Por otra parte, ¿quién controla a los que ejercen los poderes anejos al Estado? Se diría que están sujetos al imperio de su ley y al voto de los ciudadanos. La primera puede ser que no sirva porque es cambiante y su imperio se basa en la autoridad de la minoría; lo que es poca cosa y con efectividad sujeta a condición. En cuanto a los otros, sucede que aunque cambien los gobernantes la partitocracia se impone. La realidad es que el pueblo no gobierna, tan solo se le gobierna. En la trayectoria del Estado de derecho se echa en falta que el funcionamiento del Estado burocratizado sea fiscalizado de manera real, a través de órganos estatales concretos, directa, efectiva y de forma decisoria por el pueblo. Entregar a unos pocos el control del Estado, aunque sea de legalidad y sujeto al equilibrio de funciones, es someter a la sociedad al dictado de una minoría al amparo de la legalidad que funciona a su dictado, sujeta a conveniencias políticas y no necesariamente atendiendo a la naturaleza de las cosas.

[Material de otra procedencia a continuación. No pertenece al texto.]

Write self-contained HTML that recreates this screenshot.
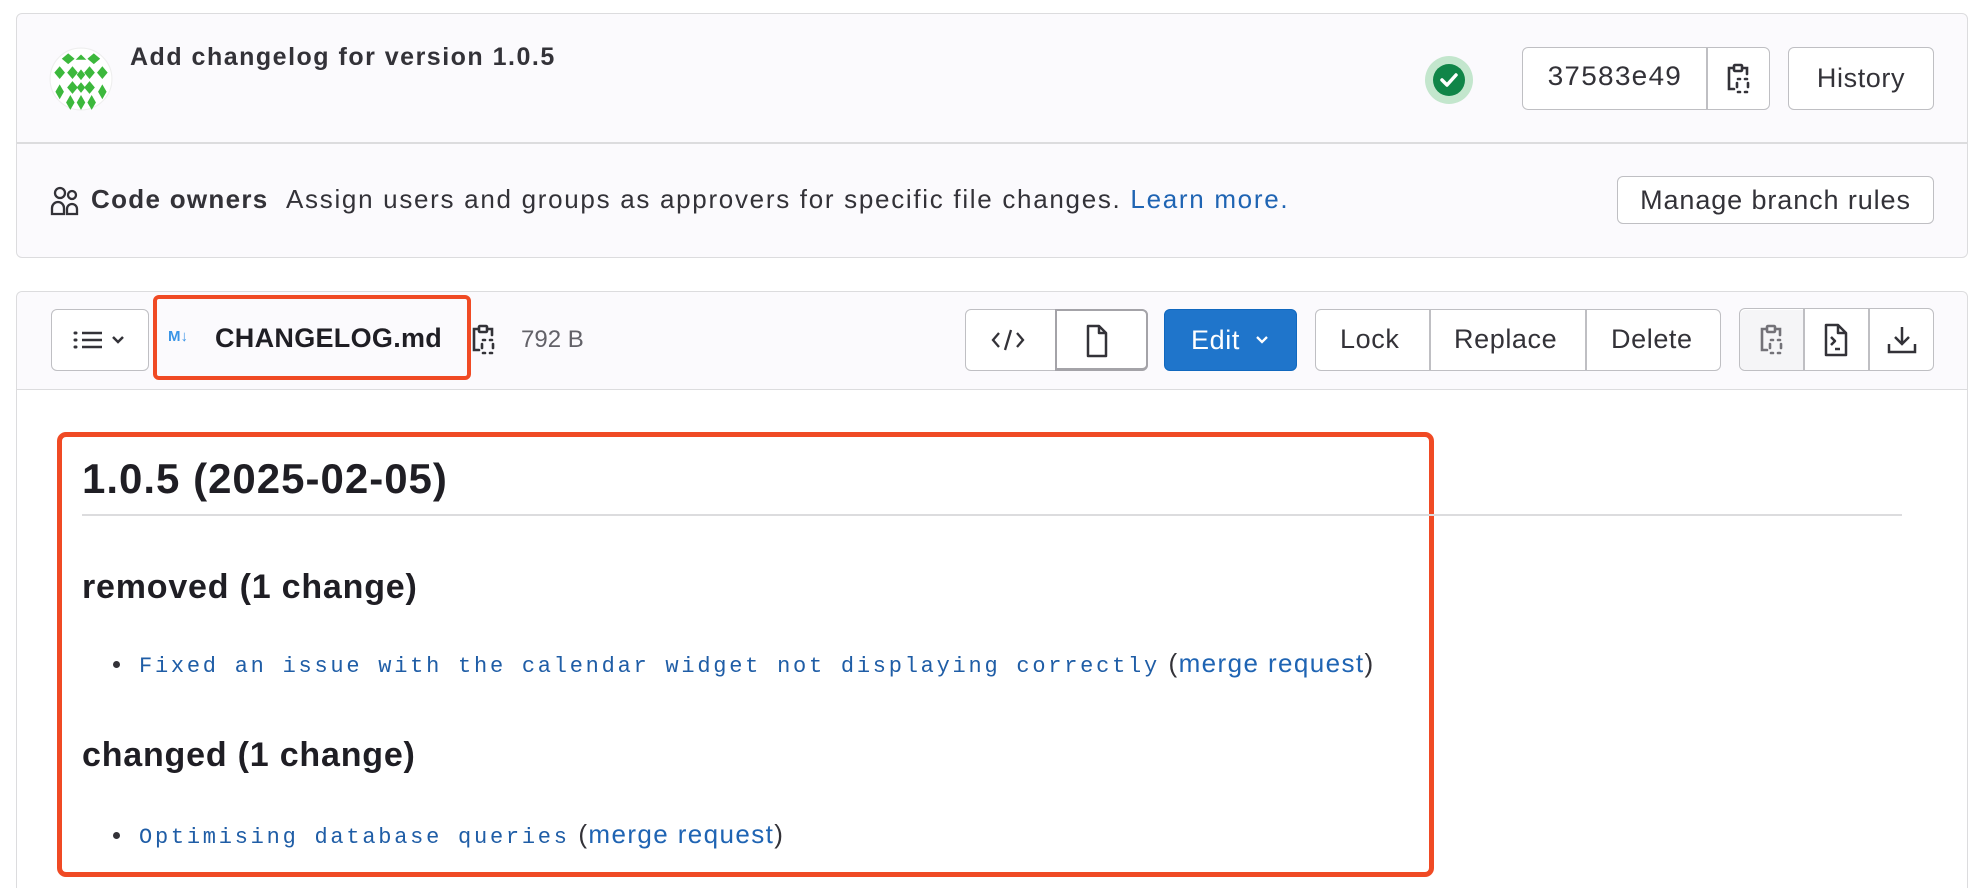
<!DOCTYPE html>
<html><head><meta charset="utf-8"><style>
*{box-sizing:border-box;margin:0;padding:0}
html,body{width:1986px;height:888px;overflow:hidden}
body{background:#fff;font-family:"Liberation Sans",sans-serif;color:#333238;position:relative}
.abs{position:absolute}
.card{position:absolute;border:1.5px solid #dcdcde;border-radius:6px;background:#fbfafd}
.btn{position:absolute;border:1.5px solid #bfbfc3;border-radius:6px;background:#fff;display:flex;align-items:center;justify-content:center;font-size:27px;letter-spacing:0.6px;color:#333238}
.t{position:absolute;white-space:nowrap}
.mono{font-family:"Liberation Mono",monospace;color:#1f5da6;font-size:22px;letter-spacing:2.75px}
.link{color:#1f64b3}
.bt{position:absolute;white-space:nowrap;font-size:27px;letter-spacing:0.6px}
</style></head><body>

<div class="card" style="left:16px;top:13px;width:1952px;height:245px"></div>
<div class="abs" style="left:17px;top:142px;width:1950px;height:1.5px;background:#dcdcde"></div>

<svg class="abs" style="left:49px;top:47px" width="64" height="64" viewBox="0 0 60 60">
<circle cx="30" cy="30" r="29" fill="#fff" stroke="#eee"/>
<g fill="#3cb83c">
<path d="M18 6l6 5-6 5-6-5zM42 6l6 5-6 5-6-5zM30 7l5 5h-10zM5 24l5-6 5 6-5 6zM55 24l-5-6-5 6 5 6zM22 18l5 6-5 6-5-6zM38 18l5 6-5 6-5-6zM30 21l4 5-4 5-4-5zM22 32l5 6-5 6-5-6zM38 32l5 6-5 6-5-6zM30 33l4 5-4 5-4-5zM10 35l4 7-4 7-4-7zM50 35l4 7-4 7-4-7zM20 45l4 7-4 7-4-7zM40 45l4 7-4 7-4-7zM30 45l4 7-4 7-4-7z"/>
</g></svg>
<div class="t" style="left:130px;top:43px;font-size:25px;letter-spacing:1.5px;font-weight:bold;color:#333238">Add changelog for version 1.0.5</div>

<svg class="abs" style="left:1424px;top:55px" width="50" height="50" viewBox="0 0 50 50">
<circle cx="25" cy="25" r="24" fill="#c3e6cd"/><circle cx="25" cy="25" r="16" fill="#108548"/>
<path d="M18 25l5 5 9-10" stroke="#fff" stroke-width="3.5" fill="none" stroke-linecap="round" stroke-linejoin="round"/></svg>

<div class="btn" style="left:1522px;top:47px;width:248px;height:63px;justify-content:flex-start;padding-left:24px;font-family:'Liberation Mono',monospace;font-size:28px;letter-spacing:0">37583e49</div>
<div class="abs" style="left:1706px;top:47px;width:1.5px;height:63px;background:#bfbfc3"></div>
<svg class="abs" style="left:1724px;top:62px" width="28" height="34" viewBox="0 0 28 34" fill="none" stroke="#333238" stroke-width="2.6" stroke-linecap="round"><path d="M9 6h-4v21h5"/><rect x="10" y="3" width="8" height="6" rx="1"/><path d="M19 6h4v6"/><path d="M14 17h2M21 17h2M14 30h2M21 30h2M13 21v4M24 21v4"/></svg>
<div class="btn" style="left:1788px;top:47px;width:146px;height:63px">History</div>

<svg class="abs" style="left:50px;top:185px" width="32" height="32" viewBox="0 0 32 32" fill="none" stroke="#333238" stroke-width="2.3"><circle cx="10" cy="8" r="5"/><circle cx="22" cy="10" r="4"/><path d="M2 29v-6a6 6 0 0 1 12 0v6zM17 29v-5a5 5 0 0 1 10 0v5z"/></svg>
<div class="t" style="left:91px;top:184px;font-size:26px;letter-spacing:1.3px;font-weight:bold">Code owners</div>
<div class="t" style="left:286px;top:184px;font-size:26px;letter-spacing:1.7px">Assign users and groups as approvers for specific file changes. <span class="link">Learn more.</span></div>
<div class="btn" style="left:1617px;top:176px;width:317px;height:48px;font-size:27px;letter-spacing:0.9px">Manage branch rules</div>

<div class="card" style="left:16px;top:291px;width:1952px;height:597px;background:#fff;border-bottom:none;border-radius:6px 6px 0 0"></div>
<div class="abs" style="left:17px;top:292px;width:1950px;height:98px;background:#fbfafd;border-bottom:1.5px solid #dcdcde;border-radius:6px 6px 0 0"></div>

<div class="btn" style="left:51px;top:309px;width:98px;height:62px"><svg width="60" height="30" viewBox="0 0 60 30" fill="none" stroke="#333238" stroke-width="2.5"><path d="M12 8h20M12 15h20M12 22h20"/><path d="M5 8h1M5 15h1M5 22h1" stroke-linecap="round" stroke-width="3"/><path d="M43 12l5 5 5-5"/></svg></div>
<div class="abs" style="left:153px;top:295px;width:318px;height:85px;border:4px solid #f04a24;border-radius:6px"></div>
<div class="t" style="left:168px;top:328px;font-size:15px;font-weight:bold;color:#3b95e6">M↓</div>
<div class="t" style="left:215px;top:323px;font-size:27px;letter-spacing:0.3px;font-weight:bold;color:#1f1e24">CHANGELOG.md</div>
<svg class="abs" style="left:469px;top:323px" width="28" height="34" viewBox="0 0 28 34" fill="none" stroke="#333238" stroke-width="2.6" stroke-linecap="round"><path d="M9 6h-4v21h5"/><rect x="10" y="3" width="8" height="6" rx="1"/><path d="M19 6h4v6"/><path d="M14 17h2M21 17h2M14 30h2M21 30h2M13 21v4M24 21v4"/></svg>
<div class="t" style="left:521px;top:326px;font-size:24px;color:#626168">792 B</div>

<div class="btn" style="left:965px;top:309px;width:183px;height:62px"></div>
<div class="abs" style="left:1055px;top:309px;width:93px;height:62px;border:2px solid #a4a3a8;border-bottom-width:3px;border-radius:0 6px 6px 0;background:#fff"></div>
<svg class="abs" style="left:990px;top:327px" width="36" height="26" viewBox="0 0 36 26" fill="none" stroke="#333238" stroke-width="2.3"><path d="M9 6l-6 7 6 7M27 6l6 7-6 7M21 3l-6 20"/></svg>
<svg class="abs" style="left:1084px;top:324px" width="26" height="34" viewBox="0 0 26 34" fill="none" stroke="#333238" stroke-width="2.5" stroke-linejoin="round"><path d="M4 2h11l7 7v23h-18z M15 2v7h7"/></svg>
<div class="btn" style="left:1164px;top:309px;width:133px;height:62px;background:#1f75cb;border-color:#1068bf;color:#fff;justify-content:flex-start;padding-left:26px">Edit<svg style="margin-left:14px" width="16" height="12" viewBox="0 0 16 12" fill="none" stroke="#fff" stroke-width="2.3"><path d="M3 3l5 5 5-5"/></svg></div>

<div class="btn" style="left:1315px;top:309px;width:406px;height:62px"></div>
<div class="abs" style="left:1429px;top:309px;width:1.5px;height:62px;background:#bfbfc3"></div>
<div class="abs" style="left:1585px;top:309px;width:1.5px;height:62px;background:#bfbfc3"></div>
<div class="bt" style="left:1340px;top:324px">Lock</div>
<div class="bt" style="left:1454px;top:324px">Replace</div>
<div class="bt" style="left:1611px;top:324px">Delete</div>

<div class="btn" style="left:1739px;top:308px;width:195px;height:63px"></div>
<div class="abs" style="left:1740px;top:310px;width:63px;height:60px;background:#f5f5f7;border-radius:6px 0 0 6px"></div>
<div class="abs" style="left:1803px;top:308px;width:1.5px;height:63px;background:#bfbfc3"></div>
<div class="abs" style="left:1868px;top:308px;width:1.5px;height:63px;background:#bfbfc3"></div>
<svg class="abs" style="left:1757px;top:323px" width="28" height="34" viewBox="0 0 28 34" fill="none" stroke="#737278" stroke-width="2.6" stroke-linecap="round"><path d="M9 6h-4v21h5"/><rect x="10" y="3" width="8" height="6" rx="1"/><path d="M19 6h4v6"/><path d="M14 17h2M21 17h2M14 30h2M21 30h2M13 21v4M24 21v4"/></svg>
<svg class="abs" style="left:1823px;top:323px" width="26" height="34" viewBox="0 0 26 34" fill="none" stroke="#333238" stroke-width="2.5" stroke-linejoin="round"><path d="M3 2h12l8 8v22h-20z M15 2v8h8"/><path d="M8 14l4 4-4 4M12 26h5"/></svg>
<svg class="abs" style="left:1886px;top:324px" width="32" height="32" viewBox="0 0 32 32" fill="none" stroke="#333238" stroke-width="2.5"><path d="M16 3v17M9 13l7 7 7-7M3 20v8h26v-8"/></svg>

<div class="abs" style="left:57px;top:432px;width:1377px;height:445px;border:5px solid #f04a24;border-radius:9px"></div>
<div class="t" style="left:82px;top:455px;font-size:42px;font-weight:bold;color:#1f1e24;letter-spacing:1px">1.0.5 (2025-02-05)</div>
<div class="abs" style="left:82px;top:514px;width:1820px;height:1.5px;background:#dcdcde"></div>
<div class="t" style="left:82px;top:568px;font-size:34px;font-weight:bold;color:#1f1e24;letter-spacing:0.8px">removed (1 change)</div>
<div class="abs" style="left:113px;top:661px;width:7px;height:7px;border-radius:50%;background:#333238"></div>
<div class="t" style="left:139px;top:648px;font-size:26px;letter-spacing:1.4px"><span class="mono">Fixed an issue with the calendar widget not displaying correctly</span> (<span class="link">merge request</span>)</div>
<div class="t" style="left:82px;top:736px;font-size:34px;font-weight:bold;color:#1f1e24;letter-spacing:0.8px">changed (1 change)</div>
<div class="abs" style="left:113px;top:832px;width:7px;height:7px;border-radius:50%;background:#333238"></div>
<div class="t" style="left:139px;top:819px;font-size:26px;letter-spacing:1.4px"><span class="mono">Optimising database queries</span> (<span class="link">merge request</span>)</div>
</body></html>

Dicho esto, el propio Estado de derecho parece reclamar otro modelo de Estado. Lo que supondría salir del estancamiento, avanzar un paso, dando entrada en términos decisorios a la ciudadanía en un proceso de control de las distintas funciones estatales. Porque más allá de las especializaciones técnicas de legislar, ejecutar y juzgar, existe otra referencia que es la razón colectiva, como única razón frente a los arreglos políticos, las componendas de partido, los llamados intereses generales de conveniencia y las resoluciones salomónicas de la jurisprudencia. Pese a las reticencias, el argumento de la incapacidad de autogobernarse, tradicionalmente asignado al pueblo, ya no sirve en la época de los grandes avances tecnológicos, lo que conduce inevitablemente a que este acabe por tomar el control real del aparato estatal.